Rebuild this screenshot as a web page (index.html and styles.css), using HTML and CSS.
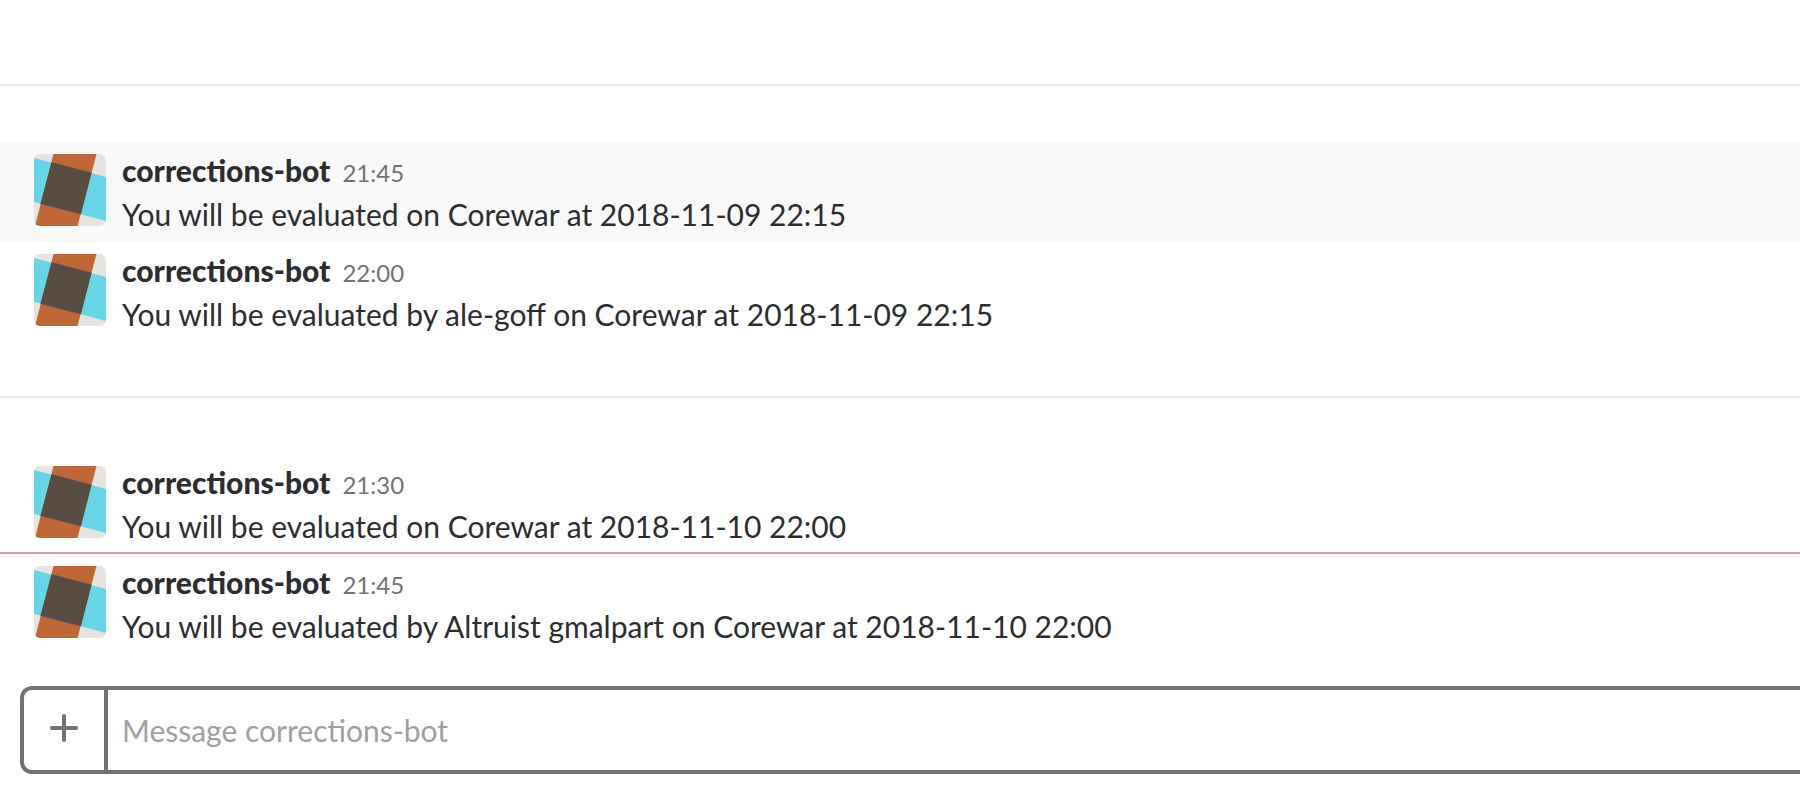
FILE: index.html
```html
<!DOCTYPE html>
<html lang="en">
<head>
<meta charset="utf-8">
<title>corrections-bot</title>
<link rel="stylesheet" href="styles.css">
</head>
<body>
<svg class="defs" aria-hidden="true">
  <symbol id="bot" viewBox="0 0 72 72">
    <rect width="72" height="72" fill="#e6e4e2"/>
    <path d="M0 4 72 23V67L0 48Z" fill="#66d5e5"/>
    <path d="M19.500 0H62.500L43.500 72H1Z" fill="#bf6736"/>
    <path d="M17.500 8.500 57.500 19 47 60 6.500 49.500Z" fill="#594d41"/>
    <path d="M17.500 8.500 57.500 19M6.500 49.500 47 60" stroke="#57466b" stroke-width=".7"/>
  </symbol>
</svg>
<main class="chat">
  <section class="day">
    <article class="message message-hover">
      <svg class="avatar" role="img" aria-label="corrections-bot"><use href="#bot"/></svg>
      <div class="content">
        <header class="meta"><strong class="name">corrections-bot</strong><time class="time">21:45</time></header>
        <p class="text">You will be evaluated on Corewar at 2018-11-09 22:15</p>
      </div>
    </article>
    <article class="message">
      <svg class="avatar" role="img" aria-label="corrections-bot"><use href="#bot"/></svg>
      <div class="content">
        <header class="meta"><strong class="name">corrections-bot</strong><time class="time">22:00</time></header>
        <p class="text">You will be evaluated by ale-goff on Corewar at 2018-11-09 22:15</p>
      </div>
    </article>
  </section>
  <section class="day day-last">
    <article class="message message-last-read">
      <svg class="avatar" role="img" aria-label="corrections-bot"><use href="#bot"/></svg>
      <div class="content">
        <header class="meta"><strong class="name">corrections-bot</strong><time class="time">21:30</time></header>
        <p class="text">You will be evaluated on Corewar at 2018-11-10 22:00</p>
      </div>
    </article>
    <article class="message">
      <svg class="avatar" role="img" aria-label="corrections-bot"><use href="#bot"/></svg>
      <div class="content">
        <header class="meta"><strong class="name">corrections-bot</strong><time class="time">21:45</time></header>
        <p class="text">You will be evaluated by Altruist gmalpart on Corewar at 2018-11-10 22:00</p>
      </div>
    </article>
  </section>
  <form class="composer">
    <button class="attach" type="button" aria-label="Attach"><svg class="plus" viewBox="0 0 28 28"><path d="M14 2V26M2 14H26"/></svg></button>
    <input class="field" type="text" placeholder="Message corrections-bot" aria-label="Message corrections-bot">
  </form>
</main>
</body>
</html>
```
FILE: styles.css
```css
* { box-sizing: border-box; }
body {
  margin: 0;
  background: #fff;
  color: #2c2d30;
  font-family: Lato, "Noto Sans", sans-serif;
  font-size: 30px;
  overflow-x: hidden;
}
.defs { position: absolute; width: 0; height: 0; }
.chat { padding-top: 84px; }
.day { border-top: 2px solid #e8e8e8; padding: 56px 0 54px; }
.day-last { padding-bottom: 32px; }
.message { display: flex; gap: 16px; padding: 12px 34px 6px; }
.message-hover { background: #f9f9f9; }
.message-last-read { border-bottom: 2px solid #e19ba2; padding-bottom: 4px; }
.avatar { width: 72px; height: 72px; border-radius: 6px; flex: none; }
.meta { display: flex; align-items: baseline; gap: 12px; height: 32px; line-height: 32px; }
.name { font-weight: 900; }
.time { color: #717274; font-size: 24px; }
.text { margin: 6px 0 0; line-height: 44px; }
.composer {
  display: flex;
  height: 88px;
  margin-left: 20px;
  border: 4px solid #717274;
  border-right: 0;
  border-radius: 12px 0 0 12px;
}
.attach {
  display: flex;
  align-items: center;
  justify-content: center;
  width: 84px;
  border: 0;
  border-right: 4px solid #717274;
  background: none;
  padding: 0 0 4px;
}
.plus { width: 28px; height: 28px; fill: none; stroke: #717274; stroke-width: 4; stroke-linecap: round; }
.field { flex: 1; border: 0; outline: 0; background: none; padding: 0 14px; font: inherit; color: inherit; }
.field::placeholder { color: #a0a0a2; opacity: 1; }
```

········

- [Directions for this task] All of the material above needs to be restated exactly, with no pictures.

- [Task response]
Rebuild this screenshot as a web page (index.html and styles.css), using HTML and CSS.
FILE: index.html
```html
<!DOCTYPE html>
<html lang="en">
<head>
<meta charset="utf-8">
<title>corrections-bot</title>
<link rel="stylesheet" href="styles.css">
</head>
<body>
<svg class="defs" aria-hidden="true">
  <symbol id="bot" viewBox="0 0 72 72">
    <rect width="72" height="72" fill="#e6e4e2"/>
    <path d="M0 4 72 23V67L0 48Z" fill="#66d5e5"/>
    <path d="M19.500 0H62.500L43.500 72H1Z" fill="#bf6736"/>
    <path d="M17.500 8.500 57.500 19 47 60 6.500 49.500Z" fill="#594d41"/>
    <path d="M17.500 8.500 57.500 19M6.500 49.500 47 60" stroke="#57466b" stroke-width=".7"/>
  </symbol>
</svg>
<main class="chat">
  <section class="day">
    <article class="message message-hover">
      <svg class="avatar" role="img" aria-label="corrections-bot"><use href="#bot"/></svg>
      <div class="content">
        <header class="meta"><strong class="name">corrections-bot</strong><time class="time">21:45</time></header>
        <p class="text">You will be evaluated on Corewar at 2018-11-09 22:15</p>
      </div>
    </article>
    <article class="message">
      <svg class="avatar" role="img" aria-label="corrections-bot"><use href="#bot"/></svg>
      <div class="content">
        <header class="meta"><strong class="name">corrections-bot</strong><time class="time">22:00</time></header>
        <p class="text">You will be evaluated by ale-goff on Corewar at 2018-11-09 22:15</p>
      </div>
    </article>
  </section>
  <section class="day day-last">
    <article class="message message-last-read">
      <svg class="avatar" role="img" aria-label="corrections-bot"><use href="#bot"/></svg>
      <div class="content">
        <header class="meta"><strong class="name">corrections-bot</strong><time class="time">21:30</time></header>
        <p class="text">You will be evaluated on Corewar at 2018-11-10 22:00</p>
      </div>
    </article>
    <article class="message">
      <svg class="avatar" role="img" aria-label="corrections-bot"><use href="#bot"/></svg>
      <div class="content">
        <header class="meta"><strong class="name">corrections-bot</strong><time class="time">21:45</time></header>
        <p class="text">You will be evaluated by Altruist gmalpart on Corewar at 2018-11-10 22:00</p>
      </div>
    </article>
  </section>
  <form class="composer">
    <button class="attach" type="button" aria-label="Attach"><svg class="plus" viewBox="0 0 28 28"><path d="M14 2V26M2 14H26"/></svg></button>
    <input class="field" type="text" placeholder="Message corrections-bot" aria-label="Message corrections-bot">
  </form>
</main>
</body>
</html>
```
FILE: styles.css
```css
* { box-sizing: border-box; }
body {
  margin: 0;
  background: #fff;
  color: #2c2d30;
  font-family: Lato, "Noto Sans", sans-serif;
  font-size: 30px;
  overflow-x: hidden;
}
.defs { position: absolute; width: 0; height: 0; }
.chat { padding-top: 84px; }
.day { border-top: 2px solid #e8e8e8; padding: 56px 0 54px; }
.day-last { padding-bottom: 32px; }
.message { display: flex; gap: 16px; padding: 12px 34px 6px; }
.message-hover { background: #f9f9f9; }
.message-last-read { border-bottom: 2px solid #e19ba2; padding-bottom: 4px; }
.avatar { width: 72px; height: 72px; border-radius: 6px; flex: none; }
.meta { display: flex; align-items: baseline; gap: 12px; height: 32px; line-height: 32px; }
.name { font-weight: 900; }
.time { color: #717274; font-size: 24px; }
.text { margin: 6px 0 0; line-height: 44px; }
.composer {
  display: flex;
  height: 88px;
  margin-left: 20px;
  border: 4px solid #717274;
  border-right: 0;
  border-radius: 12px 0 0 12px;
}
.attach {
  display: flex;
  align-items: center;
  justify-content: center;
  width: 84px;
  border: 0;
  border-right: 4px solid #717274;
  background: none;
  padding: 0 0 4px;
}
.plus { width: 28px; height: 28px; fill: none; stroke: #717274; stroke-width: 4; stroke-linecap: round; }
.field { flex: 1; border: 0; outline: 0; background: none; padding: 0 14px; font: inherit; color: inherit; }
.field::placeholder { color: #a0a0a2; opacity: 1; }
```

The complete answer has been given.